Drop every picture, then transcribe the remaining data exactly.

# PROVIDED MATERIAL
────────────────────────────────────────

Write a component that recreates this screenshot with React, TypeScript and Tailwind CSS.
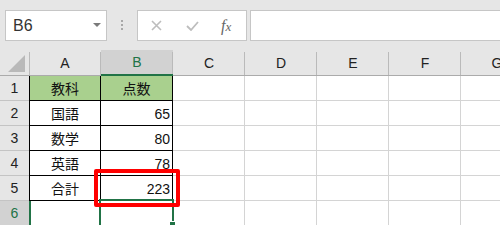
import React from "react";

const cols = ["A", "B", "C", "D", "E", "F", "G"];

type Row = { n: number; a?: string; b?: string; head?: boolean; table?: boolean; sel?: boolean };
const rows: Row[] = [
  { n: 1, a: "教科", b: "点数", head: true, table: true },
  { n: 2, a: "国語", b: "65", table: true },
  { n: 3, a: "数学", b: "80", table: true },
  { n: 4, a: "英語", b: "78", table: true },
  { n: 5, a: "合計", b: "223", table: true },
  { n: 6, sel: true },
];

const jp = { fontFamily: '"Noto Sans CJK JP", "Noto Sans", sans-serif' };
const ui = { fontFamily: '"Liberation Sans", Arial, sans-serif' };

export default function App() {
  return (
    <div className="relative w-[500px] h-[225px] overflow-hidden bg-white" style={ui}>
      {/* Toolbar */}
      <div className="flex h-[50px] items-start bg-[#e6e6e6] pt-[10px]">
        <div className="ml-[5px] flex h-[31px] w-[102px] shrink-0 items-center justify-between border border-[#c6c6c6] bg-white pl-[7px] pr-[5px]">
          <span className="text-[16px] text-[#333]">B6</span>
          <svg width="8" height="5" viewBox="0 0 8 5">
            <polygon points="0,0 8,0 4,4" fill="#7a7a7a" />
          </svg>
        </div>
        <div className="flex w-[30px] shrink-0 flex-col items-center gap-[2px] pt-[10px]">
          <div className="h-[2px] w-[2px] bg-[#a8a8a8]" />
          <div className="h-[2px] w-[2px] bg-[#a8a8a8]" />
          <div className="h-[2px] w-[2px] bg-[#a8a8a8]" />
        </div>
        <div className="flex h-[31px] w-[110px] shrink-0 items-center border border-[#c6c6c6] bg-white">
          <svg className="ml-[13px]" width="11" height="11" viewBox="0 0 11 11">
            <path d="M1 1 L10 10 M10 1 L1 10" stroke="#bdbdbd" strokeWidth="1.6" />
          </svg>
          <svg className="ml-[24px]" width="13" height="10" viewBox="0 0 13 10">
            <path d="M1 5 L5 9 L12 1" stroke="#bdbdbd" strokeWidth="1.8" fill="none" />
          </svg>
          <span
            className="ml-[22px] text-[16px] italic leading-none text-[#666]"
            style={{ fontFamily: '"Liberation Serif", "Times New Roman", serif' }}
          >
            f<span className="text-[13px]">x</span>
          </span>
        </div>
        <div className="ml-[3px] h-[31px] flex-1 border border-r-0 border-[#c6c6c6] bg-white" />
      </div>

      {/* Column header */}
      <div className="flex h-[26px] bg-[#e6e6e6]">
        <div className="relative w-[29px] shrink-0 border-b border-[#ababab]">
          <svg className="absolute left-[8px] top-[5px]" width="17" height="17" viewBox="0 0 17 17">
            <polygon points="17,0 17,17 0,17" fill="#b9b9b9" />
          </svg>
        </div>
        {cols.map((c, i) => {
          const sel = c === "B";
          return (
            <div
              key={c}
              className={`relative flex w-[72px] shrink-0 items-center justify-center pt-[1px] text-[14px] ${
                sel ? "border-b-2 border-[#217346] bg-[#d2d2d2] text-[#217346]" : "border-b border-[#ababab] text-[#222]"
              }`}
            >
              {i === 0 && <div className="absolute left-0 top-[2px] bottom-0 w-px bg-[#bababa]" />}
              <div className="absolute right-0 top-[2px] bottom-0 w-px bg-[#bababa]" />
              {c}
            </div>
          );
        })}
      </div>

      {/* Body */}
      {rows.map((r) => (
        <div key={r.n} className="flex h-[25px]">
          <div
            className={`flex w-[29px] shrink-0 items-center justify-center border-b border-[#c4c4c4] text-[14px] ${
              r.sel ? "bg-[#d2d2d2] text-[#217346]" : "bg-[#e6e6e6] text-[#222]"
            }`}
          >
            {r.n}
          </div>
          <div
            className={`flex w-[72px] shrink-0 items-center justify-center text-[14px] text-[#111] ${
              r.table
                ? "border-b border-l border-r border-black"
                : "border-b border-l-2 border-r border-b-[#d4d4d4] border-l-[#217346] border-r-[#d4d4d4]"
            } ${r.head ? "bg-[#a9d08e]" : ""}`}
            style={jp}
          >
            {r.a}
          </div>
          <div
            className={`flex w-[72px] shrink-0 items-center text-[14px] text-[#111] ${
              r.table ? "border-b border-r border-black" : "border-b border-r border-[#d4d4d4]"
            } ${r.head ? "justify-center bg-[#a9d08e]" : "justify-end pr-[2px] pt-[2px]"}`}
            style={r.head ? jp : ui}
          >
            {r.b}
          </div>
          {cols.slice(2).map((c) => (
            <div key={c} className="w-[72px] shrink-0 border-b border-r border-[#d4d4d4]" />
          ))}
        </div>
      ))}

      {/* Selection B6 */}
      <div className="absolute left-[99px] top-[199px] h-[30px] w-[75px] border-2 border-[#217346]" />
      <div className="absolute left-[169px] top-[221px] h-[7px] w-[7px] border border-white bg-[#217346]" />

      {/* Red highlight */}
      <div className="absolute left-[94px] top-[169px] h-[38px] w-[86px] rounded-[2px] border-4 border-[#ff0000]" />
    </div>
  );
}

────────────────────────────────────────

# SOLUTION
Write a component that recreates this screenshot with React, TypeScript and Tailwind CSS.
import React from "react";

const cols = ["A", "B", "C", "D", "E", "F", "G"];

type Row = { n: number; a?: string; b?: string; head?: boolean; table?: boolean; sel?: boolean };
const rows: Row[] = [
  { n: 1, a: "教科", b: "点数", head: true, table: true },
  { n: 2, a: "国語", b: "65", table: true },
  { n: 3, a: "数学", b: "80", table: true },
  { n: 4, a: "英語", b: "78", table: true },
  { n: 5, a: "合計", b: "223", table: true },
  { n: 6, sel: true },
];

const jp = { fontFamily: '"Noto Sans CJK JP", "Noto Sans", sans-serif' };
const ui = { fontFamily: '"Liberation Sans", Arial, sans-serif' };

export default function App() {
  return (
    <div className="relative w-[500px] h-[225px] overflow-hidden bg-white" style={ui}>
      {/* Toolbar */}
      <div className="flex h-[50px] items-start bg-[#e6e6e6] pt-[10px]">
        <div className="ml-[5px] flex h-[31px] w-[102px] shrink-0 items-center justify-between border border-[#c6c6c6] bg-white pl-[7px] pr-[5px]">
          <span className="text-[16px] text-[#333]">B6</span>
          <svg width="8" height="5" viewBox="0 0 8 5">
            <polygon points="0,0 8,0 4,4" fill="#7a7a7a" />
          </svg>
        </div>
        <div className="flex w-[30px] shrink-0 flex-col items-center gap-[2px] pt-[10px]">
          <div className="h-[2px] w-[2px] bg-[#a8a8a8]" />
          <div className="h-[2px] w-[2px] bg-[#a8a8a8]" />
          <div className="h-[2px] w-[2px] bg-[#a8a8a8]" />
        </div>
        <div className="flex h-[31px] w-[110px] shrink-0 items-center border border-[#c6c6c6] bg-white">
          <svg className="ml-[13px]" width="11" height="11" viewBox="0 0 11 11">
            <path d="M1 1 L10 10 M10 1 L1 10" stroke="#bdbdbd" strokeWidth="1.6" />
          </svg>
          <svg className="ml-[24px]" width="13" height="10" viewBox="0 0 13 10">
            <path d="M1 5 L5 9 L12 1" stroke="#bdbdbd" strokeWidth="1.8" fill="none" />
          </svg>
          <span
            className="ml-[22px] text-[16px] italic leading-none text-[#666]"
            style={{ fontFamily: '"Liberation Serif", "Times New Roman", serif' }}
          >
            f<span className="text-[13px]">x</span>
          </span>
        </div>
        <div className="ml-[3px] h-[31px] flex-1 border border-r-0 border-[#c6c6c6] bg-white" />
      </div>

      {/* Column header */}
      <div className="flex h-[26px] bg-[#e6e6e6]">
        <div className="relative w-[29px] shrink-0 border-b border-[#ababab]">
          <svg className="absolute left-[8px] top-[5px]" width="17" height="17" viewBox="0 0 17 17">
            <polygon points="17,0 17,17 0,17" fill="#b9b9b9" />
          </svg>
        </div>
        {cols.map((c, i) => {
          const sel = c === "B";
          return (
            <div
              key={c}
              className={`relative flex w-[72px] shrink-0 items-center justify-center pt-[1px] text-[14px] ${
                sel ? "border-b-2 border-[#217346] bg-[#d2d2d2] text-[#217346]" : "border-b border-[#ababab] text-[#222]"
              }`}
            >
              {i === 0 && <div className="absolute left-0 top-[2px] bottom-0 w-px bg-[#bababa]" />}
              <div className="absolute right-0 top-[2px] bottom-0 w-px bg-[#bababa]" />
              {c}
            </div>
          );
        })}
      </div>

      {/* Body */}
      {rows.map((r) => (
        <div key={r.n} className="flex h-[25px]">
          <div
            className={`flex w-[29px] shrink-0 items-center justify-center border-b border-[#c4c4c4] text-[14px] ${
              r.sel ? "bg-[#d2d2d2] text-[#217346]" : "bg-[#e6e6e6] text-[#222]"
            }`}
          >
            {r.n}
          </div>
          <div
            className={`flex w-[72px] shrink-0 items-center justify-center text-[14px] text-[#111] ${
              r.table
                ? "border-b border-l border-r border-black"
                : "border-b border-l-2 border-r border-b-[#d4d4d4] border-l-[#217346] border-r-[#d4d4d4]"
            } ${r.head ? "bg-[#a9d08e]" : ""}`}
            style={jp}
          >
            {r.a}
          </div>
          <div
            className={`flex w-[72px] shrink-0 items-center text-[14px] text-[#111] ${
              r.table ? "border-b border-r border-black" : "border-b border-r border-[#d4d4d4]"
            } ${r.head ? "justify-center bg-[#a9d08e]" : "justify-end pr-[2px] pt-[2px]"}`}
            style={r.head ? jp : ui}
          >
            {r.b}
          </div>
          {cols.slice(2).map((c) => (
            <div key={c} className="w-[72px] shrink-0 border-b border-r border-[#d4d4d4]" />
          ))}
        </div>
      ))}

      {/* Selection B6 */}
      <div className="absolute left-[99px] top-[199px] h-[30px] w-[75px] border-2 border-[#217346]" />
      <div className="absolute left-[169px] top-[221px] h-[7px] w-[7px] border border-white bg-[#217346]" />

      {/* Red highlight */}
      <div className="absolute left-[94px] top-[169px] h-[38px] w-[86px] rounded-[2px] border-4 border-[#ff0000]" />
    </div>
  );
}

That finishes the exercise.